● **ENTRIES PROVIDED**
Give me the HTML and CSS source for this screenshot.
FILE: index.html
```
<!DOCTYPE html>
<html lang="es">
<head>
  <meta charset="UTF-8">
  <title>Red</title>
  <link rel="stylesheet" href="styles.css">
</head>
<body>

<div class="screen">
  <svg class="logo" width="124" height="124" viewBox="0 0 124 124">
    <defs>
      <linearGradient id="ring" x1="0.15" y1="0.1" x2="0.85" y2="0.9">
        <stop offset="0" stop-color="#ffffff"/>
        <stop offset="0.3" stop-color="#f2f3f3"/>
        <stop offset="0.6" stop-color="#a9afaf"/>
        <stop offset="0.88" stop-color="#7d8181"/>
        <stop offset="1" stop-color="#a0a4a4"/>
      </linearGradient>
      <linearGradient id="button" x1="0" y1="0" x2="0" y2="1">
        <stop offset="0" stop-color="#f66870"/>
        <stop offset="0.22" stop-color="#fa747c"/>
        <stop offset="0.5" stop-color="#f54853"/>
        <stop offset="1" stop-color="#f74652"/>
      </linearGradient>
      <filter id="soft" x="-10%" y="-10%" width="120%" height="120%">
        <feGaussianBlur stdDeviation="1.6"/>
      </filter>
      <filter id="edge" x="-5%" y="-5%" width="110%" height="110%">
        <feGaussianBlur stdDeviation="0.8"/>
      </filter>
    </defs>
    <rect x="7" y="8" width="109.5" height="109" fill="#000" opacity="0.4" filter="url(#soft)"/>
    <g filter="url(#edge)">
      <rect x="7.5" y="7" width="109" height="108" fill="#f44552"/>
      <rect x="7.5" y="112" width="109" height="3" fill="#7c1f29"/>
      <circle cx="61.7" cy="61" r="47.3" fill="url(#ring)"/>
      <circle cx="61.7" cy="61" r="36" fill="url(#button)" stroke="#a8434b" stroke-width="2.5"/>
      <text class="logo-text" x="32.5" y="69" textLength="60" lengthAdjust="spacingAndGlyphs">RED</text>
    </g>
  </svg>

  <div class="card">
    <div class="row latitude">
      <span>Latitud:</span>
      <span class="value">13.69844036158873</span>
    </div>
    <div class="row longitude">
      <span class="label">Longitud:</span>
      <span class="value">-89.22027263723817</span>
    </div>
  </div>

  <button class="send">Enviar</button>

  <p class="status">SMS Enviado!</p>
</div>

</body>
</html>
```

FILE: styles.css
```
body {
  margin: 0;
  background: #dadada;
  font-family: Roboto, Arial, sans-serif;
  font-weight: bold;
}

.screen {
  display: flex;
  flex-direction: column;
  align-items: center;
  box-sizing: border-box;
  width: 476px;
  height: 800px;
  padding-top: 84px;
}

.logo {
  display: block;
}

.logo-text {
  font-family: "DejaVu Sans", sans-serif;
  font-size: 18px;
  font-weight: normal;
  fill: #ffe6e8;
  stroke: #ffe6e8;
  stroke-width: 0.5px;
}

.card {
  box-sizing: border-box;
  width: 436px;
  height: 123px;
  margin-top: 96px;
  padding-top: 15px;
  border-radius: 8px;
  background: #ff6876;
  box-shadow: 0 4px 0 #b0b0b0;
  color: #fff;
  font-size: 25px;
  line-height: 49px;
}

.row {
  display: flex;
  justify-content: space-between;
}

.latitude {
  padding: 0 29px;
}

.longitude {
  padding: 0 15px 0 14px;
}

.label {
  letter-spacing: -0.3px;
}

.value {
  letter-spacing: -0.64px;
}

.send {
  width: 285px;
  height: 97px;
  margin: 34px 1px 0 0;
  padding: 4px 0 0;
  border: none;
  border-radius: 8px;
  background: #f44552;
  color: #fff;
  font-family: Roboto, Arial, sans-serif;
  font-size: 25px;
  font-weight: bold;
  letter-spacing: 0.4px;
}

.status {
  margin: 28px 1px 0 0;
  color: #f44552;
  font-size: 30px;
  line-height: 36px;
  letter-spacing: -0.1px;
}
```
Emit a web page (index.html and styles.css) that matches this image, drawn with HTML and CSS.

● **EXERCISE DETAILS**
Type the whole listing again, unaltered.

● **EXERCISE SOLUTION**
Give me the HTML and CSS source for this screenshot.
FILE: index.html
```
<!DOCTYPE html>
<html lang="es">
<head>
  <meta charset="UTF-8">
  <title>Red</title>
  <link rel="stylesheet" href="styles.css">
</head>
<body>

<div class="screen">
  <svg class="logo" width="124" height="124" viewBox="0 0 124 124">
    <defs>
      <linearGradient id="ring" x1="0.15" y1="0.1" x2="0.85" y2="0.9">
        <stop offset="0" stop-color="#ffffff"/>
        <stop offset="0.3" stop-color="#f2f3f3"/>
        <stop offset="0.6" stop-color="#a9afaf"/>
        <stop offset="0.88" stop-color="#7d8181"/>
        <stop offset="1" stop-color="#a0a4a4"/>
      </linearGradient>
      <linearGradient id="button" x1="0" y1="0" x2="0" y2="1">
        <stop offset="0" stop-color="#f66870"/>
        <stop offset="0.22" stop-color="#fa747c"/>
        <stop offset="0.5" stop-color="#f54853"/>
        <stop offset="1" stop-color="#f74652"/>
      </linearGradient>
      <filter id="soft" x="-10%" y="-10%" width="120%" height="120%">
        <feGaussianBlur stdDeviation="1.6"/>
      </filter>
      <filter id="edge" x="-5%" y="-5%" width="110%" height="110%">
        <feGaussianBlur stdDeviation="0.8"/>
      </filter>
    </defs>
    <rect x="7" y="8" width="109.5" height="109" fill="#000" opacity="0.4" filter="url(#soft)"/>
    <g filter="url(#edge)">
      <rect x="7.5" y="7" width="109" height="108" fill="#f44552"/>
      <rect x="7.5" y="112" width="109" height="3" fill="#7c1f29"/>
      <circle cx="61.7" cy="61" r="47.3" fill="url(#ring)"/>
      <circle cx="61.7" cy="61" r="36" fill="url(#button)" stroke="#a8434b" stroke-width="2.5"/>
      <text class="logo-text" x="32.5" y="69" textLength="60" lengthAdjust="spacingAndGlyphs">RED</text>
    </g>
  </svg>

  <div class="card">
    <div class="row latitude">
      <span>Latitud:</span>
      <span class="value">13.69844036158873</span>
    </div>
    <div class="row longitude">
      <span class="label">Longitud:</span>
      <span class="value">-89.22027263723817</span>
    </div>
  </div>

  <button class="send">Enviar</button>

  <p class="status">SMS Enviado!</p>
</div>

</body>
</html>
```

FILE: styles.css
```
body {
  margin: 0;
  background: #dadada;
  font-family: Roboto, Arial, sans-serif;
  font-weight: bold;
}

.screen {
  display: flex;
  flex-direction: column;
  align-items: center;
  box-sizing: border-box;
  width: 476px;
  height: 800px;
  padding-top: 84px;
}

.logo {
  display: block;
}

.logo-text {
  font-family: "DejaVu Sans", sans-serif;
  font-size: 18px;
  font-weight: normal;
  fill: #ffe6e8;
  stroke: #ffe6e8;
  stroke-width: 0.5px;
}

.card {
  box-sizing: border-box;
  width: 436px;
  height: 123px;
  margin-top: 96px;
  padding-top: 15px;
  border-radius: 8px;
  background: #ff6876;
  box-shadow: 0 4px 0 #b0b0b0;
  color: #fff;
  font-size: 25px;
  line-height: 49px;
}

.row {
  display: flex;
  justify-content: space-between;
}

.latitude {
  padding: 0 29px;
}

.longitude {
  padding: 0 15px 0 14px;
}

.label {
  letter-spacing: -0.3px;
}

.value {
  letter-spacing: -0.64px;
}

.send {
  width: 285px;
  height: 97px;
  margin: 34px 1px 0 0;
  padding: 4px 0 0;
  border: none;
  border-radius: 8px;
  background: #f44552;
  color: #fff;
  font-family: Roboto, Arial, sans-serif;
  font-size: 25px;
  font-weight: bold;
  letter-spacing: 0.4px;
}

.status {
  margin: 28px 1px 0 0;
  color: #f44552;
  font-size: 30px;
  line-height: 36px;
  letter-spacing: -0.1px;
}
```
Emit a web page (index.html and styles.css) that matches this image, drawn with HTML and CSS.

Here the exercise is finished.